Feeling of Sollitude

When you need to relax, what do you do? What do you do to switch off, when you can’t escape?

I have always used music as a method to escape. It helps me because it allows me to ignore my surroundings. And that is what escapism is about. Being able to ignore the distractions which are near to you. And its crazy how much, just making yourself not have to listen to what’s going around you, makes a difference. I am sitting at the canteen at my work, and despite being surrounded in groups talking to each other, my ipod is helping me not bare them any attention. If you feel alone, listening to music can also give you company, in that it stops you from feeling so alone.

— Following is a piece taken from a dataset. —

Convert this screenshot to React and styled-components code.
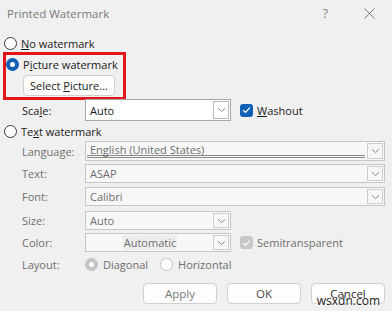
import React from 'react';
import styled, { createGlobalStyle } from 'styled-components';

const GlobalStyle = createGlobalStyle`
    html, body {
        margin: 0;
        padding: 0;
        background: #f0f0f0;
    }
    body {
        font-family: "Open Sans", "Noto Sans", "Liberation Sans", sans-serif;
        font-size: 11px;
        color: #1a1a1a;
    }
`;

const Dialog = styled.div`
    position: relative;
    width: 392px;
    height: 311px;
    background: #f0f0f0;
    overflow: hidden;
    box-sizing: border-box;
    white-space: nowrap;
`;

const TitleBar = styled.div`
    height: 26px;
    display: flex;
    align-items: center;
    padding-left: 7px;
    padding-right: 17px;
    color: #7a7a7a;
    font-size: 11.5px;
`;

const TitleText = styled.div`
    flex: 1;
`;

const Help = styled.div`
    color: #8a8a8a;
    font-size: 13px;
    margin-right: 36px;
`;

const Body = styled.div`
    padding-left: 4px;
    display: flex;
    flex-direction: column;
`;

const RadioRow = styled.div`
    display: flex;
    align-items: center;
    gap: 4px;
    height: 14px;
    margin-top: ${p => p.$top || 0}px;
    color: ${p => (p.$disabled ? '#6f6f6f' : '#1a1a1a')};
`;

const RadioDot = styled.span`
    width: 13px;
    height: 13px;
    box-sizing: border-box;
    border-radius: 50%;
    display: inline-flex;
    align-items: center;
    justify-content: center;
    flex-shrink: 0;
    background: ${p => (p.$checked ? (p.$disabled ? '#c4c4c4' : '#1160b7') : '#ffffff')};
    border: 1px solid ${p => (p.$checked ? 'transparent' : p.$disabled ? '#c4c4c4' : '#3a3a3a')};
    &::after {
        content: '';
        display: ${p => (p.$checked ? 'block' : 'none')};
        width: 5px;
        height: 5px;
        border-radius: 50%;
        background: #ffffff;
    }
`;

const Highlight = styled.div`
    margin-left: -1px;
    margin-top: 2px;
    width: 123px;
    height: 48px;
    box-sizing: border-box;
    border: 3px solid #e3151c;
    display: flex;
    flex-direction: column;
    padding-left: 0;
    padding-top: 2px;
`;

const PushButton = styled.button`
    font-family: inherit;
    font-size: ${p => p.$size || 11.5}px;
    color: ${p => p.$color || '#1a1a1a'};
    width: ${p => p.$width}px;
    height: ${p => p.$height || 21}px;
    margin-left: ${p => p.$left || 0}px;
    margin-top: ${p => p.$top || 0}px;
    background: #fdfdfd;
    border: 1px solid #d0d0d0;
    border-radius: 4px;
    padding: 0;
    white-space: nowrap;
`;

const Row = styled.div`
    display: flex;
    align-items: center;
    padding-left: 18px;
    height: ${p => p.$height || 19}px;
    margin-top: ${p => p.$top || 0}px;
`;

const Label = styled.div`
    width: 63px;
    flex-shrink: 0;
    color: ${p => (p.$disabled ? '#6f6f6f' : '#1a1a1a')};
`;

const SelectBox = styled.div`
    width: ${p => p.$width}px;
    height: 100%;
    box-sizing: border-box;
    border: 1px solid ${p => (p.$disabled ? '#c6c6c6' : '#a8a8a8')};
    background: ${p => (p.$disabled ? '#f7f7f7' : '#ffffff')};
    display: flex;
    align-items: stretch;
    padding: 1px;
`;

const SelectValue = styled.div`
    flex: 1;
    display: flex;
    align-items: center;
    justify-content: ${p => (p.$center ? 'center' : 'flex-start')};
    padding-left: ${p => (p.$center ? 0 : 3)}px;
    color: ${p => (p.$disabled ? '#6f6f6f' : '#1a1a1a')};
    border-bottom: ${p => (p.$underline ? '3px double #8a8a8a' : 'none')};
    margin-bottom: ${p => (p.$underline ? 1 : 0)}px;
    margin-right: ${p => (p.$underline ? 2 : 0)}px;
`;

const Selected = styled.span`
    background: #ededed;
    padding: 0 1px;
`;

const ArrowBox = styled.div`
    width: 16px;
    box-sizing: border-box;
    border: 1px solid ${p => (p.$disabled ? '#cfcfcf' : '#b8b8b8')};
    background: ${p => (p.$disabled ? '#f7f7f7' : '#ffffff')};
    display: flex;
    align-items: center;
    justify-content: center;
`;

const CheckWrap = styled.div`
    display: flex;
    align-items: center;
    gap: 4px;
    margin-left: 9px;
    color: ${p => (p.$disabled ? '#6f6f6f' : '#1a1a1a')};
`;

const CheckBox = styled.span`
    width: 13px;
    height: 13px;
    border-radius: 3px;
    background: ${p => (p.$disabled ? '#c8c8c8' : '#1160b7')};
    display: inline-flex;
    align-items: center;
    justify-content: center;
`;

const LayoutOption = styled.div`
    display: flex;
    align-items: center;
    gap: 5px;
    margin-right: 12px;
    color: #6f6f6f;
`;

const Footer = styled.div`
    display: flex;
    justify-content: flex-end;
    gap: 10px;
    padding-right: 7px;
    margin-top: 10px;
`;

const Stamp = styled.div`
    position: absolute;
    right: 12px;
    bottom: 2px;
    font-size: 12px;
    color: #222;
    text-shadow: 0 0 2px #fff, 0 0 2px #fff;
    pointer-events: none;
`;

const Chevron = () => (
    <svg width="9" height="6" viewBox="0 0 9 6">
        <path d="M1 1.2 L4.5 4.6 L8 1.2" fill="none" stroke="#7a7a7a" strokeWidth="0.9" />
    </svg>
);

const Tick = () => (
    <svg width="9" height="8" viewBox="0 0 9 8">
        <path d="M1.2 4.2 L3.5 6.3 L7.8 1.6" fill="none" stroke="#ffffff" strokeWidth="1.2" />
    </svg>
);

const Select = ({ width, value, disabled, underline, center, selected }) => (
    <SelectBox $width={width} $disabled={disabled}>
        <SelectValue $disabled={disabled} $underline={underline} $center={center}>
            {selected ? <Selected>{value}</Selected> : value}
        </SelectValue>
        <ArrowBox $disabled={disabled}>
            <Chevron />
        </ArrowBox>
    </SelectBox>
);

export default function App() {
    return (
        <Dialog>
            <GlobalStyle />
            <TitleBar>
                <TitleText>Printed Watermark</TitleText>
                <Help>?</Help>
                <svg width="11" height="11" viewBox="0 0 11 11">
                    <path d="M0.5 0.5 L10.5 10.5 M10.5 0.5 L0.5 10.5" stroke="#6a6a6a" strokeWidth="0.9" />
                </svg>
            </TitleBar>
            <Body>
                <RadioRow $top={10}>
                    <RadioDot />
                    <span><u>N</u>o watermark</span>
                </RadioRow>
                <Highlight>
                    <RadioRow>
                        <RadioDot $checked />
                        <span>P<u>i</u>cture watermark</span>
                    </RadioRow>
                    <PushButton $width={92} $height={21} $left={17} $top={4} $size={11}>
                        Select <u>P</u>icture...
                    </PushButton>
                </Highlight>
                <Row $height={22} $top={-1}>
                    <Label>Sca<u>l</u>e:</Label>
                    <Select width={146} value="Auto" />
                    <CheckWrap>
                        <CheckBox><Tick /></CheckBox>
                        <span><u>W</u>ashout</span>
                    </CheckWrap>
                </Row>
                <RadioRow $top={3}>
                    <RadioDot />
                    <span>Te<u>x</u>t watermark</span>
                </RadioRow>
                <Row $top={3} $height={20}>
                    <Label $disabled>Language:</Label>
                    <Select width={300} value="English (United States)" disabled underline />
                </Row>
                <Row $top={3}>
                    <Label $disabled>Text:</Label>
                    <Select width={300} value="ASAP" disabled />
                </Row>
                <Row $top={4}>
                    <Label $disabled>Font:</Label>
                    <Select width={300} value="Calibri" disabled />
                </Row>
                <Row $top={5}>
                    <Label $disabled>Size:</Label>
                    <Select width={146} value="Auto" disabled />
                </Row>
                <Row $top={3}>
                    <Label $disabled>Color:</Label>
                    <Select width={146} value="Automatic" disabled center selected />
                    <CheckWrap $disabled>
                        <CheckBox $disabled><Tick /></CheckBox>
                        <span>Semitransparent</span>
                    </CheckWrap>
                </Row>
                <Row $top={3} $height={18}>
                    <Label $disabled>Layout:</Label>
                    <LayoutOption>
                        <RadioDot $checked $disabled />
                        <span>Diagonal</span>
                    </LayoutOption>
                    <LayoutOption>
                        <RadioDot $disabled />
                        <span>Horizontal</span>
                    </LayoutOption>
                </Row>
            </Body>
            <Footer>
                <PushButton $width={74} $color="#7a7a7a">Apply</PushButton>
                <PushButton $width={74} $color="#4a4a4a">OK</PushButton>
                <PushButton $width={74} $color="#2a2a2a">Cancel</PushButton>
            </Footer>
            <Stamp>wsxdn.com</Stamp>
        </Dialog>
    );
}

Another thing I like to do, is read novels. I love the idea of experiencing a completely different world, just from reading a few pages. If you have a good imagination, and the right story, you can escape into the story. I have always read on my own, and I describe it as being a solitary activity. Because you read at your own pace and experience this new world. I can easily spend hours being lost in a book, and its the best feeling in the world. I feel that I can actually experience the plotlines, and that the characters are people I meet and get to know.

So right now, I am reading The Crimson Petal and the White by Micheal Faber, and listening to the Broadway recording of the Lion King musical. And, honestly, I feel so happy and at peace. I don’t feel alone as I have so much things here, that gives me so much joy. Reading and listening music is something that has gone hand in hand, for me, for most of my life. And I don’t see it being a habit I will drop very easily.